-- Information supplied --

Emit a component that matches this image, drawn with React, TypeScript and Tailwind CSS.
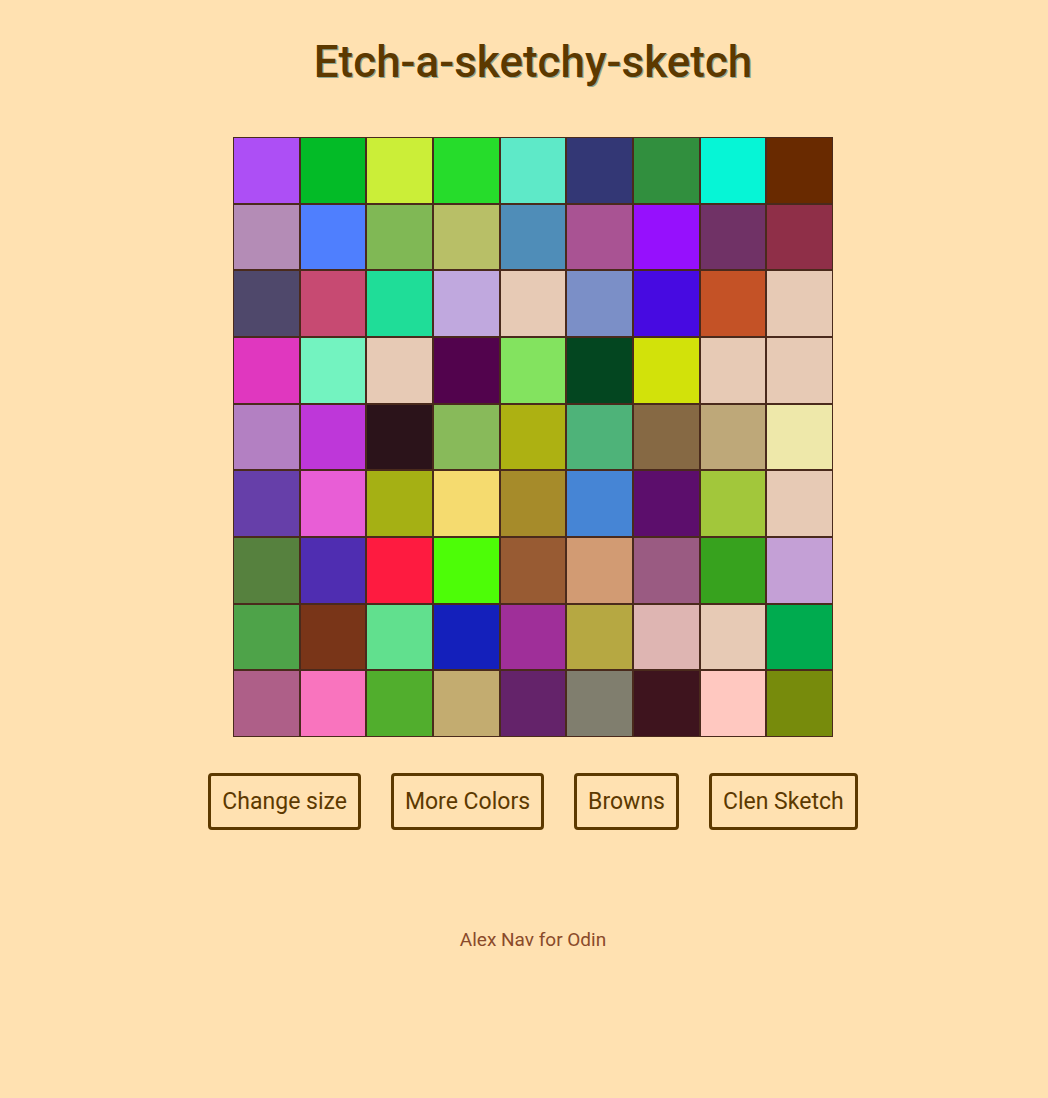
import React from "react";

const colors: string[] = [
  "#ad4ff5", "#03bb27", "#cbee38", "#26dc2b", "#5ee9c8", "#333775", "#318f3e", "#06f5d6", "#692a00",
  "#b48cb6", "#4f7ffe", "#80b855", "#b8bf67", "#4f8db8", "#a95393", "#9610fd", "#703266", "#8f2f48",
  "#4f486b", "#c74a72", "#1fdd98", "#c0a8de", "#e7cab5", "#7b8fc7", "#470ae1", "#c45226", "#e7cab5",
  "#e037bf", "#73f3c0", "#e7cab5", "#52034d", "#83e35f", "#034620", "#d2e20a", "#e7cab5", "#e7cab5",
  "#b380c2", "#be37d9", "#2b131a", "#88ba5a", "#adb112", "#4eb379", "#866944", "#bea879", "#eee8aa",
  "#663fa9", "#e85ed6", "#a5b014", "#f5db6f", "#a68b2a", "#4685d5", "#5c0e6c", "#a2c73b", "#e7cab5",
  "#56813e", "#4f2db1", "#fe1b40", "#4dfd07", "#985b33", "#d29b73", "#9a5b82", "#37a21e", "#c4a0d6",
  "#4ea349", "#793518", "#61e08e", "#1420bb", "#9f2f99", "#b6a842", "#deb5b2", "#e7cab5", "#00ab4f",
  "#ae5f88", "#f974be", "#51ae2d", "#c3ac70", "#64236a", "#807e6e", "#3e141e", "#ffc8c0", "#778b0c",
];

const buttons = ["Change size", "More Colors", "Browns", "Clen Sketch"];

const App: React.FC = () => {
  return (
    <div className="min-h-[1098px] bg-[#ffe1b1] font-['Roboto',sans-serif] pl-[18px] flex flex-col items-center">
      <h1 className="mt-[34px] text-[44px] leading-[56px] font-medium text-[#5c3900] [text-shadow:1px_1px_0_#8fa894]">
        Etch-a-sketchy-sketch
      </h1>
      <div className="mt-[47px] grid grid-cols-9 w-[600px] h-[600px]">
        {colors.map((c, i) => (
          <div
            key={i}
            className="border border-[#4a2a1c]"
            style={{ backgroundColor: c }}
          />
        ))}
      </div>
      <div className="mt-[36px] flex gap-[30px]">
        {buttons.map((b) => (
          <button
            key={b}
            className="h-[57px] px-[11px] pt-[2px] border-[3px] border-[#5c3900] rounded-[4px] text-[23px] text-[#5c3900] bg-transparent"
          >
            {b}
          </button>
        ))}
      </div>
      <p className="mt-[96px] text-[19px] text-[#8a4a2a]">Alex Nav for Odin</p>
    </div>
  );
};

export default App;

-- What to do --
Return, unchanged, the lines from the first line of the material through the line that holds "import React from", inclusive, omitting pictures.

-- Exercise answer --
Emit a component that matches this image, drawn with React, TypeScript and Tailwind CSS.
import React from "react";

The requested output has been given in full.